■ WHAT IS REQUIRED
Which lines have the string "page"? Copy all of them from the entries below.

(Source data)
* BEGIN *

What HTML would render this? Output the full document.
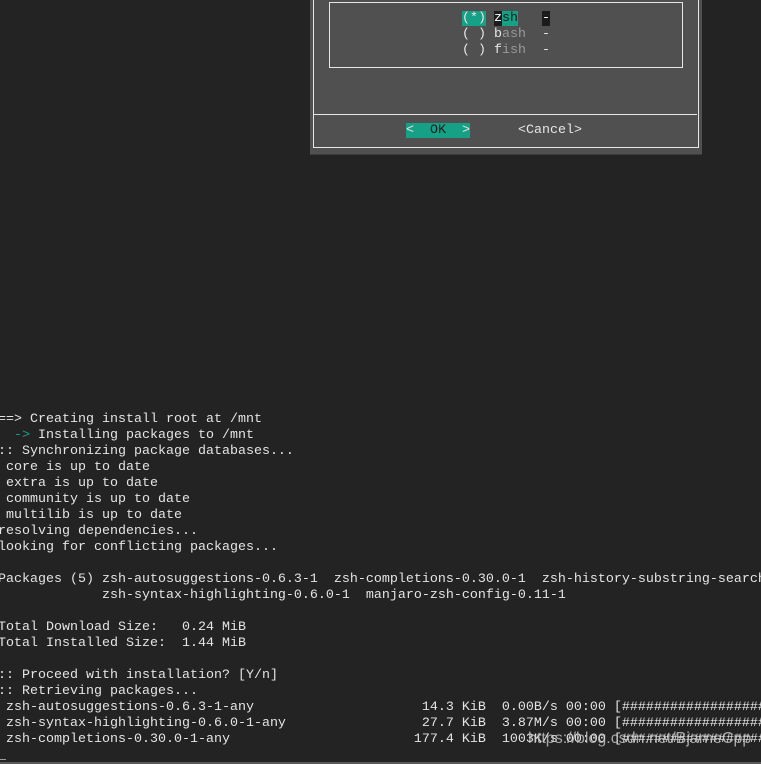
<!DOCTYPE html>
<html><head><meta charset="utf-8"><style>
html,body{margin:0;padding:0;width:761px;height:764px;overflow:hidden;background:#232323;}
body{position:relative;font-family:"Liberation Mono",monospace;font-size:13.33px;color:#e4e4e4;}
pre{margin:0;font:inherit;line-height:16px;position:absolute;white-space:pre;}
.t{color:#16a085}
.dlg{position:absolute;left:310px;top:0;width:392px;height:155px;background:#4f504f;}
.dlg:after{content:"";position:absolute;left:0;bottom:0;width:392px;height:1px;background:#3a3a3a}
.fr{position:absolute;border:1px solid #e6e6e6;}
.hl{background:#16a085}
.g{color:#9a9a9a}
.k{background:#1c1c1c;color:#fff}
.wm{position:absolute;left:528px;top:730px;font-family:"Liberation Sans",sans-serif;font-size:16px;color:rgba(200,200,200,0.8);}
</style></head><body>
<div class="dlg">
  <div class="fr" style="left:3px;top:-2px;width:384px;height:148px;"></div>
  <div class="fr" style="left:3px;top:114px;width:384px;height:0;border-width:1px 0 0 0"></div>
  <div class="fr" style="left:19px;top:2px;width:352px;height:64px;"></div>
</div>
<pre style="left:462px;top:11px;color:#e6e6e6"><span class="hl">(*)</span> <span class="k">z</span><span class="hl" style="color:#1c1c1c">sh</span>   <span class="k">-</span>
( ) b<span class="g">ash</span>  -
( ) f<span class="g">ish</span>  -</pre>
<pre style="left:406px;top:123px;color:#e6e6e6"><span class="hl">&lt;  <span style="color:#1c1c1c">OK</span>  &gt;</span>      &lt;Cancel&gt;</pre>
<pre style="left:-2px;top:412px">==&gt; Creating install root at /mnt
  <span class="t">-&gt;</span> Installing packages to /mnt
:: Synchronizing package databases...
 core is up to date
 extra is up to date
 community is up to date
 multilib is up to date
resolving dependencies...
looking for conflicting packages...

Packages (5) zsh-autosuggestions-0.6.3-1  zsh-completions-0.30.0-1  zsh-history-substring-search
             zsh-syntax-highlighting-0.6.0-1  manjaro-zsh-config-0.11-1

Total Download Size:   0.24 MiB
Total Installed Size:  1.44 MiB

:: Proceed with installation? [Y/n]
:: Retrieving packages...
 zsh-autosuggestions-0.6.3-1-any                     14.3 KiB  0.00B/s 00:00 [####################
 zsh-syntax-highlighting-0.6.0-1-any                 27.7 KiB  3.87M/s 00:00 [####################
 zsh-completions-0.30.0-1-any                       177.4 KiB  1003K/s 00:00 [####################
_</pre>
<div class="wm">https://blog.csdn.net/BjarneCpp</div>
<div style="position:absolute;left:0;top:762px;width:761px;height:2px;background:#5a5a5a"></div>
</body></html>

* END *
* BEGIN *

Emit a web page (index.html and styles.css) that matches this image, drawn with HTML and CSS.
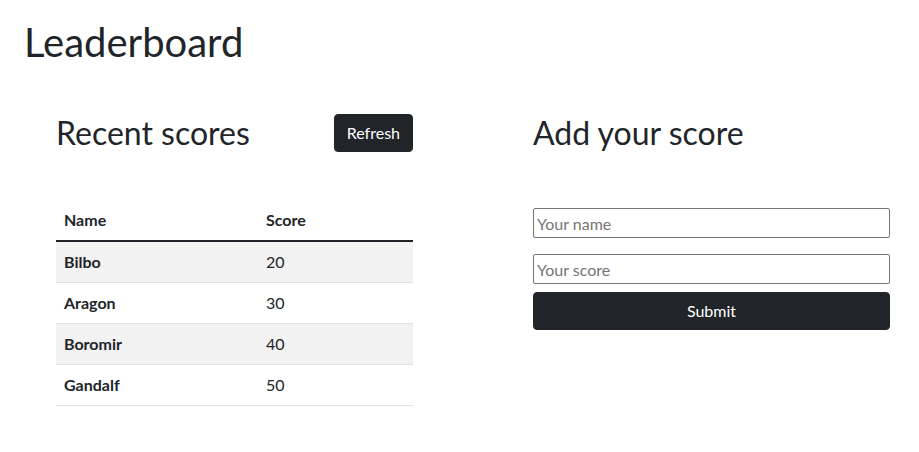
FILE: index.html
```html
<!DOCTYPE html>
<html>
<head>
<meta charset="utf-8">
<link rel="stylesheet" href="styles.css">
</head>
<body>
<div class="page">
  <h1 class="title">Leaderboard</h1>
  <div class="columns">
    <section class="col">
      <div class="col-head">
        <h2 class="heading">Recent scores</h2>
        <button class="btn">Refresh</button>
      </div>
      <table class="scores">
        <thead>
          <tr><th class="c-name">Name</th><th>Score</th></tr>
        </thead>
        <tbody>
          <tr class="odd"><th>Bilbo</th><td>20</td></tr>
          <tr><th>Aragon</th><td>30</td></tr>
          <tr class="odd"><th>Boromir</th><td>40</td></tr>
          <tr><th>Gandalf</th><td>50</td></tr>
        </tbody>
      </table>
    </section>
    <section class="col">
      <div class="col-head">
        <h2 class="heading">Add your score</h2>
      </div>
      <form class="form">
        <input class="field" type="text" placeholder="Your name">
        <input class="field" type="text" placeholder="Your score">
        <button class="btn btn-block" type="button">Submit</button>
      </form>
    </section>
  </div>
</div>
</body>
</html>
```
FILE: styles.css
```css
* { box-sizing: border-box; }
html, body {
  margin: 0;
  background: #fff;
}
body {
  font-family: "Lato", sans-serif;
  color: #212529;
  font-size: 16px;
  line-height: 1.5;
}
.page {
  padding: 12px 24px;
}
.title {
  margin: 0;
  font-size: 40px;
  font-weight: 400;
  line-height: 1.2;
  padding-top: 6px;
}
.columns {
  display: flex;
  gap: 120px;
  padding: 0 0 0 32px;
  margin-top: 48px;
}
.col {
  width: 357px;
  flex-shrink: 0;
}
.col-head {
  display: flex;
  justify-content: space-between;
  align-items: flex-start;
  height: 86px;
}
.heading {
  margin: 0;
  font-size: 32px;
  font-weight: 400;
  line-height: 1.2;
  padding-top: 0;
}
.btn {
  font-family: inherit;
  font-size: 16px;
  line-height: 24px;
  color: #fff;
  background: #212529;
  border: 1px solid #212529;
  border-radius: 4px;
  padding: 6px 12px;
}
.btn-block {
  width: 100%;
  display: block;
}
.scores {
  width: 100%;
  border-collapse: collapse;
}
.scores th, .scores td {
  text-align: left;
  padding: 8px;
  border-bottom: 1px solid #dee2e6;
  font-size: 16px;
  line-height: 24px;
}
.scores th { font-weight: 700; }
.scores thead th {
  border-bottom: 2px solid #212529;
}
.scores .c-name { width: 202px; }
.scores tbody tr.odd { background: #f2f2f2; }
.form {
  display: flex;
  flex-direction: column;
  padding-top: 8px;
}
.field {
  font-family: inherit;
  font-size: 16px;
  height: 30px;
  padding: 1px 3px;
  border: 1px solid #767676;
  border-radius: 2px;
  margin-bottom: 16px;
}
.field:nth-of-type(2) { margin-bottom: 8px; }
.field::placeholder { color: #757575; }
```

* END *

■ TASK ANSWER
Emit a web page (index.html and styles.css) that matches this image, drawn with HTML and CSS.
<div class="page">
.page {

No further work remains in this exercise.